> **WHAT IS EXPECTED**: Transcribe the listing in full, excluding any pictures.

# # # #

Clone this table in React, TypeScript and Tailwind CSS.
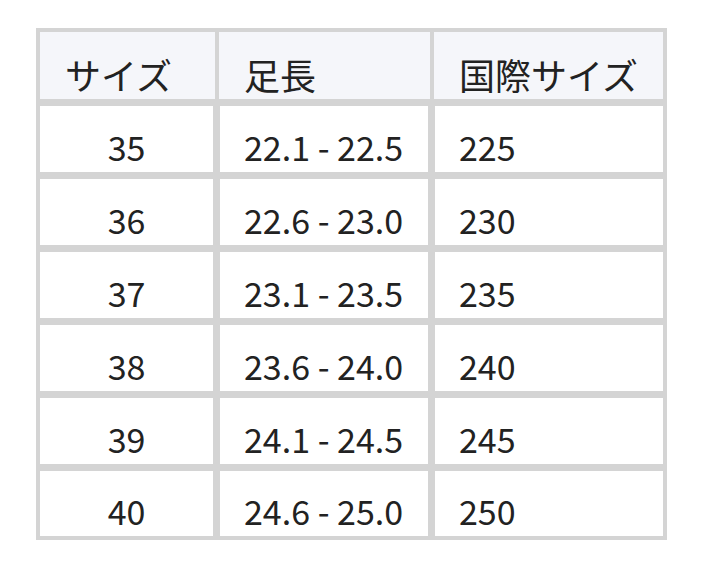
const rows = [
  { size: '35', foot: '22.1 - 22.5', intl: '225' },
  { size: '36', foot: '22.6 - 23.0', intl: '230' },
  { size: '37', foot: '23.1 - 23.5', intl: '235' },
  { size: '38', foot: '23.6 - 24.0', intl: '240' },
  { size: '39', foot: '24.1 - 24.5', intl: '245' },
  { size: '40', foot: '24.6 - 25.0', intl: '250' },
];

const head = 'flex items-end pb-[7px] pl-[25px] bg-[#f5f6fa] text-[36px]';
const cell = 'flex items-end pb-[8px] bg-white text-[34px]';

export default function App() {
  return (
    <div
      className="min-h-screen bg-white pl-[36px] pt-[28px] text-[#222] font-normal leading-none"
      style={{ fontFamily: '"Noto Sans CJK JP", "Noto Sans", sans-serif' }}
    >
      <div className="w-[631px] bg-[#d4d4d4] p-[4px] flex flex-col gap-[7px]">
        {/* header */}
        <div className="grid grid-cols-[175px_211px_229px] gap-x-[4px] h-[67px]">
          <div className={head}>サイズ</div>
          <div className={head}>足長</div>
          <div className={head}>国際サイズ</div>
        </div>

        {rows.map((r, i) => (
          <div
            key={r.size}
            className={`grid grid-cols-[173px_208px_228px] gap-x-[7px] ${i === rows.length - 1 ? 'h-[65px]' : 'h-[66px]'}`}
          >
            <div className={`${cell} justify-center`}>{r.size}</div>
            <div className={`${cell} pl-[24px]`}>{r.foot}</div>
            <div className={`${cell} pl-[24px]`}>{r.intl}</div>
          </div>
        ))}
      </div>
    </div>
  );
}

# # # #

> **REPLY**:
Clone this table in React, TypeScript and Tailwind CSS.
const rows = [
  { size: '35', foot: '22.1 - 22.5', intl: '225' },
  { size: '36', foot: '22.6 - 23.0', intl: '230' },
  { size: '37', foot: '23.1 - 23.5', intl: '235' },
  { size: '38', foot: '23.6 - 24.0', intl: '240' },
  { size: '39', foot: '24.1 - 24.5', intl: '245' },
  { size: '40', foot: '24.6 - 25.0', intl: '250' },
];

const head = 'flex items-end pb-[7px] pl-[25px] bg-[#f5f6fa] text-[36px]';
const cell = 'flex items-end pb-[8px] bg-white text-[34px]';

export default function App() {
  return (
    <div
      className="min-h-screen bg-white pl-[36px] pt-[28px] text-[#222] font-normal leading-none"
      style={{ fontFamily: '"Noto Sans CJK JP", "Noto Sans", sans-serif' }}
    >
      <div className="w-[631px] bg-[#d4d4d4] p-[4px] flex flex-col gap-[7px]">
        {/* header */}
        <div className="grid grid-cols-[175px_211px_229px] gap-x-[4px] h-[67px]">
          <div className={head}>サイズ</div>
          <div className={head}>足長</div>
          <div className={head}>国際サイズ</div>
        </div>

        {rows.map((r, i) => (
          <div
            key={r.size}
            className={`grid grid-cols-[173px_208px_228px] gap-x-[7px] ${i === rows.length - 1 ? 'h-[65px]' : 'h-[66px]'}`}
          >
            <div className={`${cell} justify-center`}>{r.size}</div>
            <div className={`${cell} pl-[24px]`}>{r.foot}</div>
            <div className={`${cell} pl-[24px]`}>{r.intl}</div>
          </div>
        ))}
      </div>
    </div>
  );
}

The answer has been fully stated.